Загадочные траектории, увиденные мной в темной лаборатории, тоже нашли свое объяснение. Оказалось, что все дело было в тех самых ионах водорода — протонах, которые покидали один дефект на поверхности нитрида бора, только чтобы тут же прицепиться к соседнему. При этом такое «перепрыгивание» с одного поверхностного дефекта на другой они явно предпочитали тихому и спокойному плаванию в толще воды. Но самое любопытное, что такая необычная система впервые позволила с помощью оптического микроскопа визуализировать перемещение отдельных протонов по поверхности материала. Да еще и вприпрыжку!
Самым сложным во всей работе было отличить один «прыгающий» с дефекта на дефект протон от множества случайным образом прикрепляющихся к соседним дефектам протонов. Ведь в обоих случаях можно получить последовательность вспышек.
Здесь на помощь снова пришло компьютерное моделирование. Оно показало, что в большинстве случаев формирование траектории возможно, только если есть активное броуновское движение (диффузия) одной и той же частицы по поверхности материала. Более того, анализ статистики «прыжков» показал, что есть четкая грань между реальным последовательным перемещением протонов с дефекта на дефект и простой активацией соседних дефектов. К примеру, в условиях эксперимента протон, как правило, не мог за один раз прыгнуть дальше, чем на 300 нанометров.
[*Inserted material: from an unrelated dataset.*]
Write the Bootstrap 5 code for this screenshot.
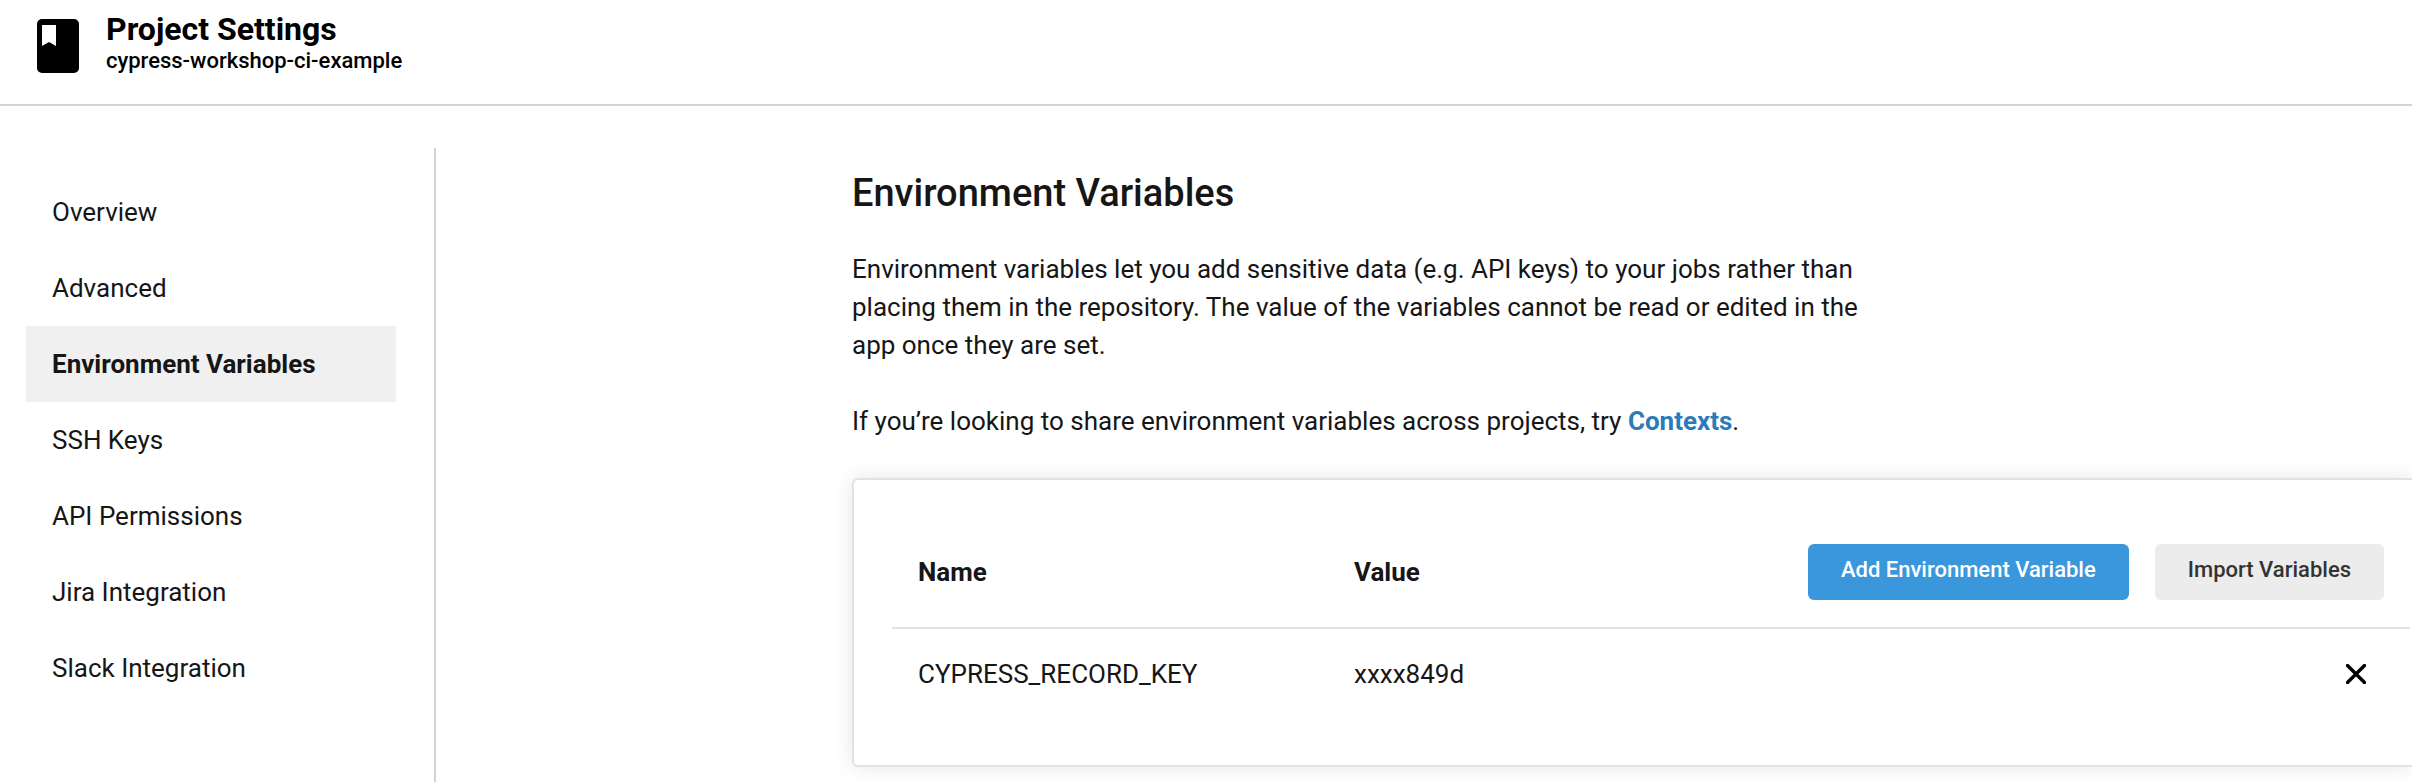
<!DOCTYPE html>
<html lang="en">
<head>
<meta charset="utf-8">
<meta name="viewport" content="width=device-width, initial-scale=1">
<title>Project Settings</title>
<link href="https://cdn.jsdelivr.net/npm/bootstrap@5.3.0/dist/css/bootstrap.min.css" rel="stylesheet">
<style>
  body { font-family: Roboto, "Liberation Sans", sans-serif; font-size: 26px; line-height: 38px; color: #161616; background: #fff; }
  .page-header { height: 106px; padding: 10px 36px; border-bottom: 2px solid #d3d3d3; color: #000; }
  .project-icon { width: 44px; height: 54px; margin-top: 9px; margin-right: 26px; }
  .page-title { font-size: 32px; line-height: 38px; font-weight: 700; }
  .page-subtitle { font-size: 22px; line-height: 26px; font-weight: 500; }
  .page-body { padding-top: 42px; }
  .side-nav { width: 436px; padding: 26px 38px 0 26px; border-right: 2px solid #d3d3d3; }
  .side-nav .nav-link { padding: 19px 26px; color: #161616; border-radius: 0; }
  .side-nav .nav-link.active { background: #f0f0f0; color: #161616; font-weight: 700; }
  .settings-main { min-width: 0; padding: 20px 0 10px 416px; }
  .section-title { font-size: 38px; line-height: 50px; font-weight: 500; margin-bottom: 32px; }
  .intro { max-width: 1012px; }
  .intro p { margin-bottom: 38px; }
  .intro a { color: #2b7bb9; font-weight: 700; text-decoration: none; }
  .vars-card { border: 2px solid #e2e2e2; border-right: 0; border-radius: 6px 0 0 6px; padding: 38px 2px 38px 38px; box-shadow: 0 0 20px rgba(0, 0, 0, .1); }
  .vars-table { table-layout: fixed; color: inherit; }
  .vars-table th, .vars-table td { padding: 0 26px; background: transparent; color: inherit; box-shadow: none; }
  .vars-table thead th { height: 110px; border-bottom: 2px solid #e2e2e2; font-weight: 700; vertical-align: middle; padding-bottom: 2px; }
  .vars-table tbody td { height: 99px; border: 0; padding-bottom: 9px; }
  .col-key { width: 436px; }
  .button-row { gap: 26px; }
  .btn-action { height: 56px; padding: 0 33px 4px; border: 0; border-radius: 6px; font-size: 22px; line-height: 28px; font-weight: 500; white-space: nowrap; }
  .btn-add, .btn-add:hover { background: #3b97dc; color: #fff; }
  .btn-import, .btn-import:hover { background: #ececec; color: #333; }
  .btn-remove { padding: 8px; margin-right: 10px; border: 0; line-height: 0; }
</style>
</head>
<body>
<div class="d-flex flex-column min-vh-100">
  <header class="page-header d-flex align-items-start">
    <svg class="project-icon flex-shrink-0" viewBox="0 0 44 54" aria-hidden="true">
      <path fill="#000" fill-rule="evenodd" d="M6 0h32a5 5 0 0 1 5 5v44a5 5 0 0 1-5 5H6a5 5 0 0 1-5-5V5a5 5 0 0 1 5-5zM6 6v21l7-4 7 4V6z"/>
    </svg>
    <div>
      <div class="page-title">Project Settings</div>
      <div class="page-subtitle">cypress-workshop-ci-example</div>
    </div>
  </header>

  <div class="page-body d-flex flex-grow-1">
    <nav class="side-nav nav flex-column flex-nowrap flex-shrink-0" aria-label="Project settings">
      <a class="nav-link" href="#overview">Overview</a>
      <a class="nav-link" href="#advanced">Advanced</a>
      <a class="nav-link active" aria-current="page" href="#environment">Environment Variables</a>
      <a class="nav-link" href="#ssh">SSH Keys</a>
      <a class="nav-link" href="#api">API Permissions</a>
      <a class="nav-link" href="#jira">Jira Integration</a>
      <a class="nav-link" href="#slack">Slack Integration</a>
    </nav>

    <main class="settings-main flex-grow-1">
      <h1 class="section-title">Environment Variables</h1>
      <div class="intro">
        <p>Environment variables let you add sensitive data (e.g. API keys) to your jobs rather than placing them in the repository. The value of the variables cannot be read or edited in the app once they are set.</p>
        <p>If you’re looking to share environment variables across projects, try <a href="#contexts">Contexts</a>.</p>
      </div>

      <section class="vars-card">
        <table class="vars-table table align-middle mb-0">
          <thead>
            <tr>
              <th class="col-key" scope="col">Name</th>
              <th class="col-key" scope="col">Value</th>
              <th scope="col">
                <div class="button-row d-flex justify-content-end">
                  <button type="button" class="btn btn-action btn-add">Add Environment Variable</button>
                  <button type="button" class="btn btn-action btn-import">Import Variables</button>
                </div>
              </th>
            </tr>
          </thead>
          <tbody>
            <tr>
              <td>CYPRESS_RECORD_KEY</td>
              <td>xxxx849d</td>
              <td>
                <div class="d-flex justify-content-end">
                  <button type="button" class="btn btn-remove" aria-label="Remove CYPRESS_RECORD_KEY">
                    <svg width="20" height="20" viewBox="0 0 20 20" aria-hidden="true"><path d="M1.500 1.500l17 17M18.500 1.500l-17 17" stroke="#000" stroke-width="3.400" stroke-linecap="round"/></svg>
                  </button>
                </div>
              </td>
            </tr>
          </tbody>
        </table>
      </section>
    </main>
  </div>
</div>
<script src="https://cdn.jsdelivr.net/npm/bootstrap@5.3.0/dist/js/bootstrap.bundle.min.js"></script>
</body>
</html>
Безусловно, это исследование поднимает немало вопросов. Например, как именно протоны прикрепляются к дефектам? Чем объясняется форма и длительность их траекторий? Можно ли влиять на эти параметры? А, может, возможно как-то организовать целенаправленную транспортировку протонов? Вопросов и планов на дальнейшие исследования действительно много. Это и неудивительно, ведь модель динамики перемещения электрических зарядов на границе между жидкостью и твердым телом применима в совершенно разных областях: от клеточных мембран в биологии, до исследования новых катализаторов и энергоносителей будущего.